- [Set task]: Copy every entry exactly as given, minus the images.

- [Raw records]:
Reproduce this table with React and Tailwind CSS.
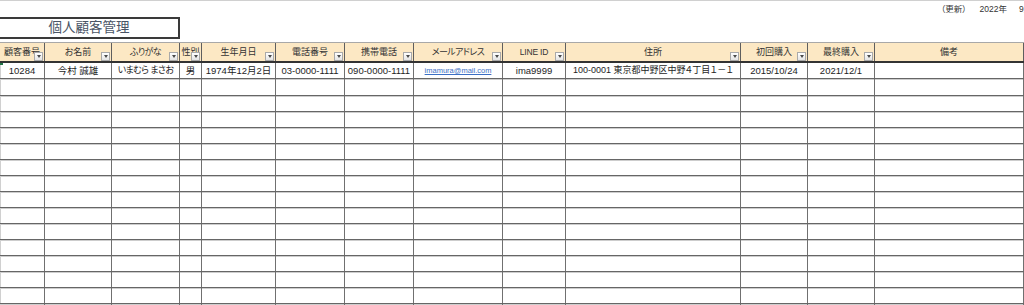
import React from "react";

const FONT =
  "font-['Liberation_Sans','Noto_Sans_CJK_JP',sans-serif] [font-feature-settings:'palt']";

const GRID =
  "grid grid-cols-[45px_67px_68px_22px_74px_69px_69px_89px_63px_175px_67px_67px_149px]";

const cols = [
  { h: "顧客番号", d: "10284" },
  { h: "お名前", d: "今村 誠雄" },
  { h: "ふりがな", d: "いまむら まさお", kana: true },
  { h: "性別", d: "男" },
  { h: "生年月日", d: "1974年12月2日" },
  { h: "電話番号", d: "03-0000-1111" },
  { h: "携帯電話", d: "090-0000-1111" },
  { h: "メールアドレス", d: "email", hkana: true },
  { h: "LINE ID", d: "ima9999", latin: true },
  { h: "住所", d: "100-0001 東京都中野区中野４丁目１－１", small: true },
  { h: "初回購入", d: "2015/10/24" },
  { h: "最終購入", d: "2021/12/1" },
  { h: "備考", d: "", nofilter: true },
];

function FilterButton() {
  return (
    <span className="absolute right-[1px] bottom-0 w-[9px] h-[9px] border border-[#a9a9a9] bg-linear-to-b from-white to-[#e4e4e4] flex items-center justify-center">
      <span className="block w-0 h-0 border-l-[2.5px] border-r-[2.5px] border-t-[3px] border-l-transparent border-r-transparent border-t-[#4a4a4a]" />
    </span>
  );
}

function HeaderRow() {
  return (
    <div
      className={`${GRID} h-[21px] bg-[#fce8c4] border-t border-[#a8a8a8] border-b-2 border-b-[#333333]`}
    >
      {cols.map((c, i) => (
        <div
          key={i}
          className="relative overflow-hidden border-r border-[#5e5e5e] flex items-center justify-center whitespace-nowrap"
        >
          <span
            className={`text-[#333333] leading-none ${
              c.latin
                ? "text-[8.5px] tracking-[-0.2px]"
                : c.kana || c.hkana
                ? "text-[9px] tracking-[-0.6px]"
                : "text-[9px]"
            }`}
          >
            {c.h}
          </span>
          {!c.nofilter && <FilterButton />}
        </div>
      ))}
    </div>
  );
}

function DataRow() {
  return (
    <div className={`${GRID} h-[16px] border-b border-[#666666]`}>
      {cols.map((c, i) => (
        <div
          key={i}
          className={`relative overflow-hidden border-r border-[#707070] flex items-center justify-center whitespace-nowrap ${
            i === 0 ? "shadow-[inset_1px_0_0_#d0d0d0]" : ""
          }`}
        >
          {i === 0 && (
            <span className="absolute left-0 top-0 w-[3px] h-[2px] bg-[#217346]" />
          )}
          {c.d === "email" ? (
            <span className="text-[7.5px] text-[#3b6fc4] underline leading-none">
              imamura@mail.com
            </span>
          ) : (
            <span
              className={`text-[#1e1e1e] leading-none ${
                c.small
                  ? "text-[9px]"
                  : c.kana
                  ? "text-[9px] tracking-[-0.6px]"
                  : "text-[9.5px]"
              }`}
            >
              {c.d}
            </span>
          )}
        </div>
      ))}
    </div>
  );
}

function EmptyRow({ tall }) {
  return (
    <div
      className={`${GRID} ${
        tall ? "h-[17px]" : "h-[16px]"
      } border-b border-[#666666] shadow-[inset_0_1px_0_#cdcdcd]`}
    >
      {cols.map((c, i) => (
        <div
          key={i}
          className={`border-r border-[#707070] ${
            i === 0 ? "shadow-[inset_1px_0_0_#d0d0d0]" : ""
          }`}
        />
      ))}
    </div>
  );
}

export default function App() {
  return (
    <div
      className={`${FONT} w-[1024px] h-[305px] overflow-hidden bg-white border-t border-[#d0d0d0]`}
    >
      <div className="h-[16px] flex items-center pl-[941px] whitespace-nowrap text-[8.5px] text-[#333333] leading-none">
        <span>（更新）</span>
        <span className="ml-[13px]">2022年</span>
        <span className="ml-[12px]">9月</span>
      </div>
      <div className="w-[180px] h-[22px] border-t-2 border-b-2 border-r-2 border-[#3a3a3a] flex items-center justify-center">
        <span className="text-[13.5px] text-[#4a5566] leading-none">個人顧客管理</span>
      </div>
      <div className="h-[3px]" />
      <HeaderRow />
      <DataRow />
      <EmptyRow tall />
      {Array.from({ length: 14 }).map((_, i) => (
        <EmptyRow key={i} />
      ))}
    </div>
  );
}
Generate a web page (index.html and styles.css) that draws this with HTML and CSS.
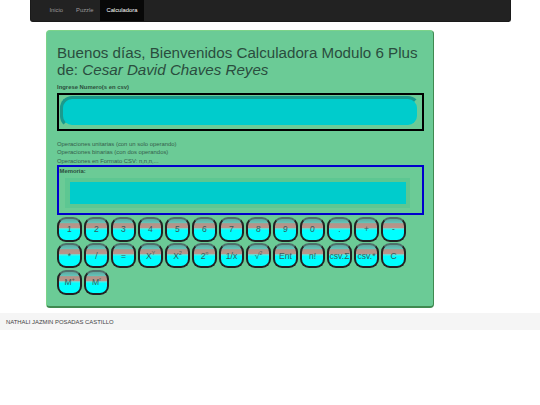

- [Complete answer]:
Reproduce this table with React and Tailwind CSS.
import React from "react";

const FONT =
  "font-['Liberation_Sans','Noto_Sans_CJK_JP',sans-serif] [font-feature-settings:'palt']";

const GRID =
  "grid grid-cols-[45px_67px_68px_22px_74px_69px_69px_89px_63px_175px_67px_67px_149px]";

const cols = [
  { h: "顧客番号", d: "10284" },
  { h: "お名前", d: "今村 誠雄" },
  { h: "ふりがな", d: "いまむら まさお", kana: true },
  { h: "性別", d: "男" },
  { h: "生年月日", d: "1974年12月2日" },
  { h: "電話番号", d: "03-0000-1111" },
  { h: "携帯電話", d: "090-0000-1111" },
  { h: "メールアドレス", d: "email", hkana: true },
  { h: "LINE ID", d: "ima9999", latin: true },
  { h: "住所", d: "100-0001 東京都中野区中野４丁目１－１", small: true },
  { h: "初回購入", d: "2015/10/24" },
  { h: "最終購入", d: "2021/12/1" },
  { h: "備考", d: "", nofilter: true },
];

function FilterButton() {
  return (
    <span className="absolute right-[1px] bottom-0 w-[9px] h-[9px] border border-[#a9a9a9] bg-linear-to-b from-white to-[#e4e4e4] flex items-center justify-center">
      <span className="block w-0 h-0 border-l-[2.5px] border-r-[2.5px] border-t-[3px] border-l-transparent border-r-transparent border-t-[#4a4a4a]" />
    </span>
  );
}

function HeaderRow() {
  return (
    <div
      className={`${GRID} h-[21px] bg-[#fce8c4] border-t border-[#a8a8a8] border-b-2 border-b-[#333333]`}
    >
      {cols.map((c, i) => (
        <div
          key={i}
          className="relative overflow-hidden border-r border-[#5e5e5e] flex items-center justify-center whitespace-nowrap"
        >
          <span
            className={`text-[#333333] leading-none ${
              c.latin
                ? "text-[8.5px] tracking-[-0.2px]"
                : c.kana || c.hkana
                ? "text-[9px] tracking-[-0.6px]"
                : "text-[9px]"
            }`}
          >
            {c.h}
          </span>
          {!c.nofilter && <FilterButton />}
        </div>
      ))}
    </div>
  );
}

function DataRow() {
  return (
    <div className={`${GRID} h-[16px] border-b border-[#666666]`}>
      {cols.map((c, i) => (
        <div
          key={i}
          className={`relative overflow-hidden border-r border-[#707070] flex items-center justify-center whitespace-nowrap ${
            i === 0 ? "shadow-[inset_1px_0_0_#d0d0d0]" : ""
          }`}
        >
          {i === 0 && (
            <span className="absolute left-0 top-0 w-[3px] h-[2px] bg-[#217346]" />
          )}
          {c.d === "email" ? (
            <span className="text-[7.5px] text-[#3b6fc4] underline leading-none">
              imamura@mail.com
            </span>
          ) : (
            <span
              className={`text-[#1e1e1e] leading-none ${
                c.small
                  ? "text-[9px]"
                  : c.kana
                  ? "text-[9px] tracking-[-0.6px]"
                  : "text-[9.5px]"
              }`}
            >
              {c.d}
            </span>
          )}
        </div>
      ))}
    </div>
  );
}

function EmptyRow({ tall }) {
  return (
    <div
      className={`${GRID} ${
        tall ? "h-[17px]" : "h-[16px]"
      } border-b border-[#666666] shadow-[inset_0_1px_0_#cdcdcd]`}
    >
      {cols.map((c, i) => (
        <div
          key={i}
          className={`border-r border-[#707070] ${
            i === 0 ? "shadow-[inset_1px_0_0_#d0d0d0]" : ""
          }`}
        />
      ))}
    </div>
  );
}

export default function App() {
  return (
    <div
      className={`${FONT} w-[1024px] h-[305px] overflow-hidden bg-white border-t border-[#d0d0d0]`}
    >
      <div className="h-[16px] flex items-center pl-[941px] whitespace-nowrap text-[8.5px] text-[#333333] leading-none">
        <span>（更新）</span>
        <span className="ml-[13px]">2022年</span>
        <span className="ml-[12px]">9月</span>
      </div>
      <div className="w-[180px] h-[22px] border-t-2 border-b-2 border-r-2 border-[#3a3a3a] flex items-center justify-center">
        <span className="text-[13.5px] text-[#4a5566] leading-none">個人顧客管理</span>
      </div>
      <div className="h-[3px]" />
      <HeaderRow />
      <DataRow />
      <EmptyRow tall />
      {Array.from({ length: 14 }).map((_, i) => (
        <EmptyRow key={i} />
      ))}
    </div>
  );
}
Generate a web page (index.html and styles.css) that draws this with HTML and CSS.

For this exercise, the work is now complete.